Reflect on 1,000 posts? 😀
My first reaction was actually “what? Only 1,000? I thought I’d written at least 4,000 by now!” 😀
Olivier, I have nothing to add to this post, but I do want to congratulate you to your 1,000th post. Like you say it’s not about the number 1000 but more about the fact that you put your heart and skill into everything you do! Olivier, you have brought the industry forward and we have all learned from you. Thank you for what you do! Keep it up! and I look forward to the next 1,000 posts.
Thanks, Keith. You’re definitely one of the good ones. 🙂
Looking forward to the next 1000. And I would add one for all of us that are behind and need to get up to speed. ‘Start where you are.’ Chris Gardner
That’s good. I like that. 🙂
Just the right touch for number 1,000, Olivier. Like climbing a mountain, when we get to the top, breathe in and marvel at the view, it allows a moment to stop and consider the exceptional things we’ve discovered along the way, those that will inspire and motivate us as we move forward toward the next challenge.
I’ve learned quite a lot, quite a varied lot! over the past year since I discovered your agile, thoughtful reflections and guides … about post 720 or so.
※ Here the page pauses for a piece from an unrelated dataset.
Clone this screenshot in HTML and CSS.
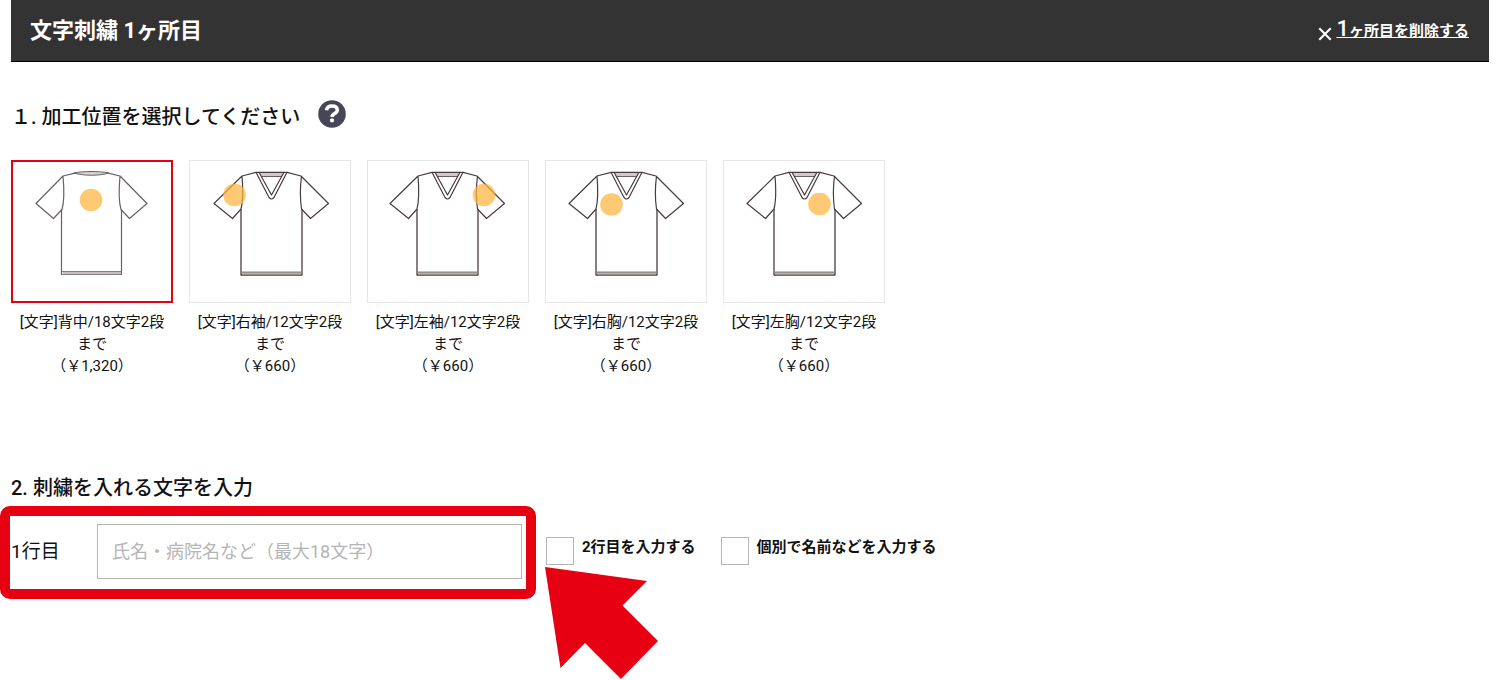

It can be a challenge to keep up with someone so nimble but absolutely worth the effort!
I know you won’t stop long to celebrate the achievement. So I’m glad for the pause as an opportunity to say, “Félicitations!” and how I look forward to the path ahead.
Thanks, Diane. I always enjoy your comments as well. 🙂
Congratulations, Olivier. I’m a newcomer to your blog, but it is among my “must-reads,” and this is one reason why. Even if it wasn’t entirely in your words. 😉
Thank you, Christa. 🙂
Happy 1000th! I shall be here to say the same for the 2000th, as you well know.
Great content as always sir.
Thanks, Gemma. 🙂
Nice one Olivier – that’s quite a body of work (that we all benefit from).
Whoa! …Congrats on 1000 Oliver! I’m jumping because I just hit 80+
Congrats to you. 80 is nothing to sneeze at. 🙂
Wow,Finally you have completed your 1000. Great. Highly appreciate your posts. Keep it up!